3 Responses to “Evangelicalism, re-visited”

  1. jeff Says:

    After our conversation tonight, I thought I would check it out. Good effort, this one is good size. I wouldn’t make it any longer.

    I like this post and the message. I believe this is the hardest challenge we have to face as a society of belivers and unbelievers alike. Dr. Martin Luther King Jr. had pretty good support when he was talking strictly “human rights.” Such as the end of segregation and the right to vote and such. While their were oppoenents no one could argue with his message and the constitution was a backing for the Civil Rights movement.

    As soon as Dr. King took his platform against the powers that be, such as speaking against the Vietnam War and poverty in Chicago, that is when the campain went “downhill” leading to his assasination. I believe a fiercer struggle then race, is class.

    As believers, I believe we are called to “reach people’s souls” and to do what we can for their social situaiton (especially in our hometowns), but I don’t believe we are called to be the “end all” for poverty. There will always be poor people, no matter what we do.

    In terms of what will God be pleased with, I think that if we allow the love of Christ to shine through us in the power of the Holy Spirit, whatever that looks like, God will be pleased. Some of us may be more involved socially, and some of us more spiritually, some may have a good balence of both. I don’t think necessarily that every person has to address both conditions at the same time. However, we always should be willing to love someone no matter what their race or their class, and if they need us to clothe them or feed them and we have the means, we should.

  2. Rachel O'Brien Says:

    “I felt as if I had some dirty little secret.” And that is much how it is treated, a secret. We bring it up and its like calling out the elephant in the room. There is a tension between your final question. It forces a black and white, an either or. We know better than to simplify it this way, it’s never either you save a soul or you save a body, it’s never a question of addressing hunger verses an alter call. I admit my own desire to disengage, my non Christian friends, once far out numbering my Christian now dwindles. I never had to make a conscious decision, it just happens that way. The Church structure tends to suck you in. Churches view social engagement as one of two things, take care of your own or charity. Its so easy to take care of your own, to like you own, to love your own. Its easy to give a hand out. It takes determined decisions to engage those that are different, love those who need so much, give without tangible success. Even more difficult is to receive, help, criticism, insight. We are part of a system as well, with its own culture, norms, language and morals. We work as a team and we destroy as a team. We also love as a team and glorify Him as a team. We are more than a group of individuals, like so many other systems we have our own sort of mob mantality.
    One thing; I have never known love like the love I have known since being a part of the Church. Our power is that of the Holy Spirit and it fuels me daily, individually and as I see His Body work.

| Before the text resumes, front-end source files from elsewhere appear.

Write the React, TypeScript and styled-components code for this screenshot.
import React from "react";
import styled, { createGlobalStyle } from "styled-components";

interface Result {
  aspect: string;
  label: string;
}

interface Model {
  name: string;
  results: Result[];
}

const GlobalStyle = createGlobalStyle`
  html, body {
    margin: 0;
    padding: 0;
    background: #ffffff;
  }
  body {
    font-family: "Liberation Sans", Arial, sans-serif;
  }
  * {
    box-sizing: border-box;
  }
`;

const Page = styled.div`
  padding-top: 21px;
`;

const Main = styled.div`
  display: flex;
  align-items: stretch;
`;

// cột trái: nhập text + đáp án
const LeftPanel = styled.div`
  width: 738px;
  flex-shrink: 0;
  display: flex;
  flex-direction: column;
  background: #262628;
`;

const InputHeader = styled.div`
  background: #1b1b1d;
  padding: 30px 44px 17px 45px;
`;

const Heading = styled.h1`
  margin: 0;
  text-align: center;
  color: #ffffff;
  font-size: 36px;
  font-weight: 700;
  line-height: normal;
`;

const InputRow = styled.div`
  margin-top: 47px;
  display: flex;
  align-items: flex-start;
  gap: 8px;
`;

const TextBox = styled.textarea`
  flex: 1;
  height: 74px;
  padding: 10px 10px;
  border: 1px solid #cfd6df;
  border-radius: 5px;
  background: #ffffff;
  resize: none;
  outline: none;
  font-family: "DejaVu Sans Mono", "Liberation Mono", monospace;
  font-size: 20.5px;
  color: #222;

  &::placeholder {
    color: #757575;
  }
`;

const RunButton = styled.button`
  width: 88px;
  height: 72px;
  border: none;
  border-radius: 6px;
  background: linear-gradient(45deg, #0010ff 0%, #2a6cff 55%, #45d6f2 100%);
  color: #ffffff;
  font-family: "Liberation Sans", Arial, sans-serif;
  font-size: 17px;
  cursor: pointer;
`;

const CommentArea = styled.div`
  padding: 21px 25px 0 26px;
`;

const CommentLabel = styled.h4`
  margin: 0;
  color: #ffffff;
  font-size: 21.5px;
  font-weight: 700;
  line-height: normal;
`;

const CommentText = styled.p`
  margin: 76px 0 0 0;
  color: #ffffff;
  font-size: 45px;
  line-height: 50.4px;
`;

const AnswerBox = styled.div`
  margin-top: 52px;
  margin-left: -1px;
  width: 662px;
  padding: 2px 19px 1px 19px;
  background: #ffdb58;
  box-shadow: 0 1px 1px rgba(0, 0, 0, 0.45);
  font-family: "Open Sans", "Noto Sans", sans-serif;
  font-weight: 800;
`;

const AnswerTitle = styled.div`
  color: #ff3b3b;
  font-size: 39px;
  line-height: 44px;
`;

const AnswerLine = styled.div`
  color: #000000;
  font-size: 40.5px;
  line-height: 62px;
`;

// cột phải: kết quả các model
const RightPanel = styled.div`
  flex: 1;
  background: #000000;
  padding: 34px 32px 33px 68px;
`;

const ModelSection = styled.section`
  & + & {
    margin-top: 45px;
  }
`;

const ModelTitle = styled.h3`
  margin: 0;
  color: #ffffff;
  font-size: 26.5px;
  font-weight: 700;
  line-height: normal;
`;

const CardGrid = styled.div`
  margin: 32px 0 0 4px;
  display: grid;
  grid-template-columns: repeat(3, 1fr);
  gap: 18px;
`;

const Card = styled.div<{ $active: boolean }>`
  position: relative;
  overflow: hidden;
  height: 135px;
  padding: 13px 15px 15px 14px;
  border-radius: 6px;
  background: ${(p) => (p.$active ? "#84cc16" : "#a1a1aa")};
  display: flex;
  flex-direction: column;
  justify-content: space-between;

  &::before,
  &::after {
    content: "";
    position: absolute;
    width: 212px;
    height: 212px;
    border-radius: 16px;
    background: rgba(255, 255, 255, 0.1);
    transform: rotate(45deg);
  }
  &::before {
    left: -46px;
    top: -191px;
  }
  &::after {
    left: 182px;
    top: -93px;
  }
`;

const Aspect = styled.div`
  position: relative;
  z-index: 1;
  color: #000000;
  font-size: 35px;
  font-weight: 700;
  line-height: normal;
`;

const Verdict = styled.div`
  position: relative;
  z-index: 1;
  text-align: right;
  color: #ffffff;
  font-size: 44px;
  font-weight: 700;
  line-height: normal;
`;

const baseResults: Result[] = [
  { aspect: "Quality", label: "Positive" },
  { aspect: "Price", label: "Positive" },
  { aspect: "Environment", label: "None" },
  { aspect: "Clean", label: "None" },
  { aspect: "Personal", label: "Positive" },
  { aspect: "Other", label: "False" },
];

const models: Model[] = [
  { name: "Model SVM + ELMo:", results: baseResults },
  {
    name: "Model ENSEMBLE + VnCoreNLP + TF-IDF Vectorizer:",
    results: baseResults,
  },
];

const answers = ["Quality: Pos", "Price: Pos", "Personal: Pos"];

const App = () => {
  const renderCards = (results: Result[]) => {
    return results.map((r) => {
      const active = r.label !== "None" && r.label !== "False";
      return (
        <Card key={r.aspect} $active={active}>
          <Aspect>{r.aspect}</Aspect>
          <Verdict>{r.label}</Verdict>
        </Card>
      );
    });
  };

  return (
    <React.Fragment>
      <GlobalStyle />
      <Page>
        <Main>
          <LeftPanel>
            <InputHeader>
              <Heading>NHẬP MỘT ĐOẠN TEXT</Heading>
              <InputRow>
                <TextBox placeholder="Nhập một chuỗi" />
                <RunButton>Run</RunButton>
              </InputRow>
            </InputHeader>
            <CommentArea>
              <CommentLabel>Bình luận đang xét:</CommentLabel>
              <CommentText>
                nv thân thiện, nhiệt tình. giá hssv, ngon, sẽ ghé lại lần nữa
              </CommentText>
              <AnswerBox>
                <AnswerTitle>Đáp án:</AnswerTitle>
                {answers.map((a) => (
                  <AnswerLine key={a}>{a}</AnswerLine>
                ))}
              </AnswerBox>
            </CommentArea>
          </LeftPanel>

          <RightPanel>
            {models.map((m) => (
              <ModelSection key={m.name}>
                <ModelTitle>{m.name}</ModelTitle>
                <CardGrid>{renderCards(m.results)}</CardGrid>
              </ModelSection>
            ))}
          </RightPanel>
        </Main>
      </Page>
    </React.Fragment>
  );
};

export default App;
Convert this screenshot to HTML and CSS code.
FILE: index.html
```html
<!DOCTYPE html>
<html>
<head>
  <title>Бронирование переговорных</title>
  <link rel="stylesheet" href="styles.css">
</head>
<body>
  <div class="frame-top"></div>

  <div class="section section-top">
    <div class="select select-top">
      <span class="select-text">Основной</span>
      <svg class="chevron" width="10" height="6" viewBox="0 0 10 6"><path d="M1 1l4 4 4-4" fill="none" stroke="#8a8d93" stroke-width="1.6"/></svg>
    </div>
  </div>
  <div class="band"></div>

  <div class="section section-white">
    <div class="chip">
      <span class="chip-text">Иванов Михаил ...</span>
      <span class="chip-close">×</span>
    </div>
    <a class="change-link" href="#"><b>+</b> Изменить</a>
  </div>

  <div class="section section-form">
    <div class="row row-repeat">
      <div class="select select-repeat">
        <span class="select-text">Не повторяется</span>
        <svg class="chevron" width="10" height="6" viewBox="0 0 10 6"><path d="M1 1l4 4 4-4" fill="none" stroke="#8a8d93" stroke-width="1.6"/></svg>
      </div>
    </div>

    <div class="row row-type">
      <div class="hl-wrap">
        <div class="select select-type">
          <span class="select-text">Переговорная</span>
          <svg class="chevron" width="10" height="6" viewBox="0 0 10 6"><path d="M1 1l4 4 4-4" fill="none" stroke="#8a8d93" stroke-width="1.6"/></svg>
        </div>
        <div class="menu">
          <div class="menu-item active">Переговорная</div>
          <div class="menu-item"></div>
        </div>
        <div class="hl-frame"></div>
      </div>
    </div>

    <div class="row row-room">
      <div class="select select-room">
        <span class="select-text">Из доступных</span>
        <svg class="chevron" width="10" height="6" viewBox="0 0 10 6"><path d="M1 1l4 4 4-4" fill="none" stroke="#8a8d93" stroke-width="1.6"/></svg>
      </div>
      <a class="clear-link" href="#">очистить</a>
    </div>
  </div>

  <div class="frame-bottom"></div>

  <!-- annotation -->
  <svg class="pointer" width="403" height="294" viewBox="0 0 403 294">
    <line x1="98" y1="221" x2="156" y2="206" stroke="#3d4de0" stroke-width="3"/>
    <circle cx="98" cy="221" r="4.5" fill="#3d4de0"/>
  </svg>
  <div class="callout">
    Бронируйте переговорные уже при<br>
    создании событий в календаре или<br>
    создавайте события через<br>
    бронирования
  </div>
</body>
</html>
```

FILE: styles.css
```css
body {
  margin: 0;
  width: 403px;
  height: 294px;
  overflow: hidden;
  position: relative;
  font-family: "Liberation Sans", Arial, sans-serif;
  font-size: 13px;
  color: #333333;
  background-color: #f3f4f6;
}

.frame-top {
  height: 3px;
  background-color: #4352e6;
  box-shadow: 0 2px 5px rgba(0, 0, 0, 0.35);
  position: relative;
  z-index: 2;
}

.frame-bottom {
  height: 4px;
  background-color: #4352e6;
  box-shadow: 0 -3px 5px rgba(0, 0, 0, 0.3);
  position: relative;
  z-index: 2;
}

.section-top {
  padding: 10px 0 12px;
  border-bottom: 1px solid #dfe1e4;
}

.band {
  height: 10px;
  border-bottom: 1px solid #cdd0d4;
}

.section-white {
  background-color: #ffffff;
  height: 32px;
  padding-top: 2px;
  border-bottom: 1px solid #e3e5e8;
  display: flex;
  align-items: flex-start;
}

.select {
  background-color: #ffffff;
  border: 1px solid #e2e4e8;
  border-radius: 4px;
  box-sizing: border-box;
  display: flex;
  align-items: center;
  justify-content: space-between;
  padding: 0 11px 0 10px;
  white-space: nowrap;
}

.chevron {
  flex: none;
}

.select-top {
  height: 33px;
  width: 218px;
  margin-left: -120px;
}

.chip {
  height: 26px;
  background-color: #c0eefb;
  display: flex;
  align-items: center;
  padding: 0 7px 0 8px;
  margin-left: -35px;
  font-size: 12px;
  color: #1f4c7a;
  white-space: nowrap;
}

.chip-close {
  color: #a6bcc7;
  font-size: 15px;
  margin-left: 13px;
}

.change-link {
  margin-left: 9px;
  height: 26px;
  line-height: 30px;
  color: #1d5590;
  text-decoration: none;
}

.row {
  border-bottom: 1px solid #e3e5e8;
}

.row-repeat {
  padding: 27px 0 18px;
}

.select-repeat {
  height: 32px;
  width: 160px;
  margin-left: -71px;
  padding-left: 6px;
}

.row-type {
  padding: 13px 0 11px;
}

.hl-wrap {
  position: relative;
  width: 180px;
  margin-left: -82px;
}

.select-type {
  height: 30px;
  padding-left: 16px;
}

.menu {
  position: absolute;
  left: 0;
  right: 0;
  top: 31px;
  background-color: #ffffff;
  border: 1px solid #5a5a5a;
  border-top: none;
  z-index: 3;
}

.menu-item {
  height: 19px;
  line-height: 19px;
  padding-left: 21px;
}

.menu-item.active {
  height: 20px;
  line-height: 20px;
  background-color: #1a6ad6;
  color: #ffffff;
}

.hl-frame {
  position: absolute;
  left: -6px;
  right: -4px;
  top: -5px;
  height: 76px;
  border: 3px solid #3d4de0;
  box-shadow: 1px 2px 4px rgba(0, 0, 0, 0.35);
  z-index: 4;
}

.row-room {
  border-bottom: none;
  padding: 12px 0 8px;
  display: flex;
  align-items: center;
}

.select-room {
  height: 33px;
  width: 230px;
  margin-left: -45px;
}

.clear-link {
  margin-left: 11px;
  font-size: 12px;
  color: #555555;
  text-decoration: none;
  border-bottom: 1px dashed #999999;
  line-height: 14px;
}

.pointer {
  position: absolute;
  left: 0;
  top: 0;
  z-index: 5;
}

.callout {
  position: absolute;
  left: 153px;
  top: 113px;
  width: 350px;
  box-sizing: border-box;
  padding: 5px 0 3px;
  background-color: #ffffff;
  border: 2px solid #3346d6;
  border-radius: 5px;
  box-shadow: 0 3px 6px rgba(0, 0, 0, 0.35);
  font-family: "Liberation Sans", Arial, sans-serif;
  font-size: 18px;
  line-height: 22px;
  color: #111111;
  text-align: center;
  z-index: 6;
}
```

And its true we bicker over Limbaugh and NPR, but we are bound by a love that cannot be found anywhere else. Its like my sisters. Half the time I wonder how we could be related but I have never felt so at home as I do with them. Its intrusive and strange, humans can’t live without that intimacy. It pleases Him, I think, to see us struggle with our siblings because we love one another, to see us grapple through the social/individual argument, to prick one another gently, encouraging, and even frustrating, one another on. But this shouldn’t be a secret among Christians, we shoud engage the world in our family fued because tidy or not we all need family we all want in on it, instead of banishing ourselves where we can appear perfect and avoid the touch of others’ human flesh.

  3. Anon, Ed Ma. Says:

    What kind of theology does a Christian possess when he drives a wedge and schism between the spiritual and the material, between body and soul? And what kind of Gospel, let alone nurturing of the Gospel, is and will be proclaimed by believers who hold on to an “Ad valorem” (To each His own) theology, spirituality and mentality?
    For many Christians like me whose theology has been initiated and shaped by a seemingly fatalistic notion and very individualistic perspective that “I can only do so much” in evangelization and others have their own part to do, it is heartwarming and inspiring to note that there is still a remnant and a promising generation that adhere to and push for that singular (love) yet multidimensional (heart, mind, body and soul) approach to discipleship and witnessing.
    In Luke, Jesus us said to have grown “in wisdom (intellectual) and in stature (physical), in favor with God (spiritual) and with men (social/ emotional)”. Should not Christian evangelicalism address these dimensions of Man in winning people to the cause of Christ?
    To be sure, the Gospels show us the Jesus who fed the hungry, healed the sick, cast out demons and gave hope to many- and the Jesus who preached. This same Jesus did not split hairs on proclaiming the Gospel and practicing the social Gospel. He was both and much more. Can a Christian do no less? Should a Christian do no less because there are others gifted to do other things?
    Maybe it is imperative that the Christian community should introspect as a community of believers, as the flock of that Great Shepherd, on its theology of affections. Maybe we must relearn and relearn that we do Social Gospel things and we preach the Gospel because we were first loved. It is not so much a mandate and a mission- or a gifting- but as an expression of overflowing thanks and gratitude for the indescribable love and incomprehensible grace shown to us by the Father, the Son and the Holy Spirit.
    We reach the poor not simply because we were poor and we are poor. We help the needy not simply because we were needy and we are needy. We are not just beggars pointing to other beggars where to find the Bread and the Water. We are a people lavished with Love by the God who is love.
    The question is: how deeply are we being consumed by that extravagant love? And how passionately are we consuming that lavish love of God? For if we are, then in the things that we do as a community, the measure of love is to love without measure.
    In the end, the totality of the Gospel is not whether we have just preached the Gospel or fed the poor or did a balance between the two but whether we have done these things looking through the eyes of the loving JESUS, and the heart of the Triune God, regardless of race, class or social status.